* WORK REQUIRED *
All of the lines below are to be transcribed faithfully, with pictures excluded from the copy.

--- start ---

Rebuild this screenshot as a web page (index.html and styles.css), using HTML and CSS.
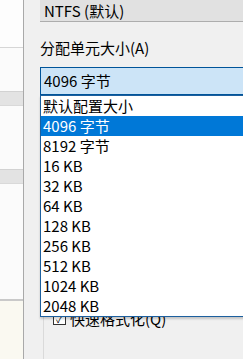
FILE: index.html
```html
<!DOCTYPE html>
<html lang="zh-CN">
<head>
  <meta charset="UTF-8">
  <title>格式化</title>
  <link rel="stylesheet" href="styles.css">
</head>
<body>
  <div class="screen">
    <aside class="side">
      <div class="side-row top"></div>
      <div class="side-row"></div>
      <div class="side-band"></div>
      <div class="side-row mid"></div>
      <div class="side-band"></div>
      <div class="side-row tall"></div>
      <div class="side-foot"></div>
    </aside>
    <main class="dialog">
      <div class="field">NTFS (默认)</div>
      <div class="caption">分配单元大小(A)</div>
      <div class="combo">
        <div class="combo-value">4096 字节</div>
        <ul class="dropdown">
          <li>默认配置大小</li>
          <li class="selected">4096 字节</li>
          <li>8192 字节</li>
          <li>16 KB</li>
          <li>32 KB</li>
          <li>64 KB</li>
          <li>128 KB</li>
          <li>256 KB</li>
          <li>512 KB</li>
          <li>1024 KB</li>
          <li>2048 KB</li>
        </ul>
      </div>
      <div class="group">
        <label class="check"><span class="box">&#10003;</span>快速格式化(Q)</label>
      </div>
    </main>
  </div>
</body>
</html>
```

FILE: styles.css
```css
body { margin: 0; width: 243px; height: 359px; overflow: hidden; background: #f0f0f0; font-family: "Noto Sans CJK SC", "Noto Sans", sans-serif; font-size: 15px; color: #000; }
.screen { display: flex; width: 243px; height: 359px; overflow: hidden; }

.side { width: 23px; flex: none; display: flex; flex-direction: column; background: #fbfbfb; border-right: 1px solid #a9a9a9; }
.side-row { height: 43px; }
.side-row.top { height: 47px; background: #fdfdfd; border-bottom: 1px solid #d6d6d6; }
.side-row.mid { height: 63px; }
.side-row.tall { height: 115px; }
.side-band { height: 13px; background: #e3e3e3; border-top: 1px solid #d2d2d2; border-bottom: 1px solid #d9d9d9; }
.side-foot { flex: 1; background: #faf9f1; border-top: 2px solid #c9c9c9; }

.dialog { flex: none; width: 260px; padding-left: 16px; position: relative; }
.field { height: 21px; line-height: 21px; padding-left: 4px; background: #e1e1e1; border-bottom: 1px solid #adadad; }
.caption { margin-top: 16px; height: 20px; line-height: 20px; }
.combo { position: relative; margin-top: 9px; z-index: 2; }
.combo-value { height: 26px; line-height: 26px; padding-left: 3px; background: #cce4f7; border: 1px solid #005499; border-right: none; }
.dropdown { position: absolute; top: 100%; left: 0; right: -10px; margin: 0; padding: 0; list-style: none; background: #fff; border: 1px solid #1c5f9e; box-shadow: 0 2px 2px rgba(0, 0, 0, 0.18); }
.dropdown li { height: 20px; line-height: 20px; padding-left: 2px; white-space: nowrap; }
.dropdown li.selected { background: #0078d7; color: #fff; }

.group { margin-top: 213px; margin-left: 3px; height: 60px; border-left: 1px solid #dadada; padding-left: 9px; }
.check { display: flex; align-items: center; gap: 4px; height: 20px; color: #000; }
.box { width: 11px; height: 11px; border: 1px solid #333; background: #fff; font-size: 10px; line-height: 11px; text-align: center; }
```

--- end ---

* EXPECTED ANSWER *
Rebuild this screenshot as a web page (index.html and styles.css), using HTML and CSS.
FILE: index.html
```html
<!DOCTYPE html>
<html lang="zh-CN">
<head>
  <meta charset="UTF-8">
  <title>格式化</title>
  <link rel="stylesheet" href="styles.css">
</head>
<body>
  <div class="screen">
    <aside class="side">
      <div class="side-row top"></div>
      <div class="side-row"></div>
      <div class="side-band"></div>
      <div class="side-row mid"></div>
      <div class="side-band"></div>
      <div class="side-row tall"></div>
      <div class="side-foot"></div>
    </aside>
    <main class="dialog">
      <div class="field">NTFS (默认)</div>
      <div class="caption">分配单元大小(A)</div>
      <div class="combo">
        <div class="combo-value">4096 字节</div>
        <ul class="dropdown">
          <li>默认配置大小</li>
          <li class="selected">4096 字节</li>
          <li>8192 字节</li>
          <li>16 KB</li>
          <li>32 KB</li>
          <li>64 KB</li>
          <li>128 KB</li>
          <li>256 KB</li>
          <li>512 KB</li>
          <li>1024 KB</li>
          <li>2048 KB</li>
        </ul>
      </div>
      <div class="group">
        <label class="check"><span class="box">&#10003;</span>快速格式化(Q)</label>
      </div>
    </main>
  </div>
</body>
</html>
```

FILE: styles.css
```css
body { margin: 0; width: 243px; height: 359px; overflow: hidden; background: #f0f0f0; font-family: "Noto Sans CJK SC", "Noto Sans", sans-serif; font-size: 15px; color: #000; }
.screen { display: flex; width: 243px; height: 359px; overflow: hidden; }

.side { width: 23px; flex: none; display: flex; flex-direction: column; background: #fbfbfb; border-right: 1px solid #a9a9a9; }
.side-row { height: 43px; }
.side-row.top { height: 47px; background: #fdfdfd; border-bottom: 1px solid #d6d6d6; }
.side-row.mid { height: 63px; }
.side-row.tall { height: 115px; }
.side-band { height: 13px; background: #e3e3e3; border-top: 1px solid #d2d2d2; border-bottom: 1px solid #d9d9d9; }
.side-foot { flex: 1; background: #faf9f1; border-top: 2px solid #c9c9c9; }

.dialog { flex: none; width: 260px; padding-left: 16px; position: relative; }
.field { height: 21px; line-height: 21px; padding-left: 4px; background: #e1e1e1; border-bottom: 1px solid #adadad; }
.caption { margin-top: 16px; height: 20px; line-height: 20px; }
.combo { position: relative; margin-top: 9px; z-index: 2; }
.combo-value { height: 26px; line-height: 26px; padding-left: 3px; background: #cce4f7; border: 1px solid #005499; border-right: none; }
.dropdown { position: absolute; top: 100%; left: 0; right: -10px; margin: 0; padding: 0; list-style: none; background: #fff; border: 1px solid #1c5f9e; box-shadow: 0 2px 2px rgba(0, 0, 0, 0.18); }
.dropdown li { height: 20px; line-height: 20px; padding-left: 2px; white-space: nowrap; }
.dropdown li.selected { background: #0078d7; color: #fff; }

.group { margin-top: 213px; margin-left: 3px; height: 60px; border-left: 1px solid #dadada; padding-left: 9px; }
.check { display: flex; align-items: center; gap: 4px; height: 20px; color: #000; }
.box { width: 11px; height: 11px; border: 1px solid #333; background: #fff; font-size: 10px; line-height: 11px; text-align: center; }
```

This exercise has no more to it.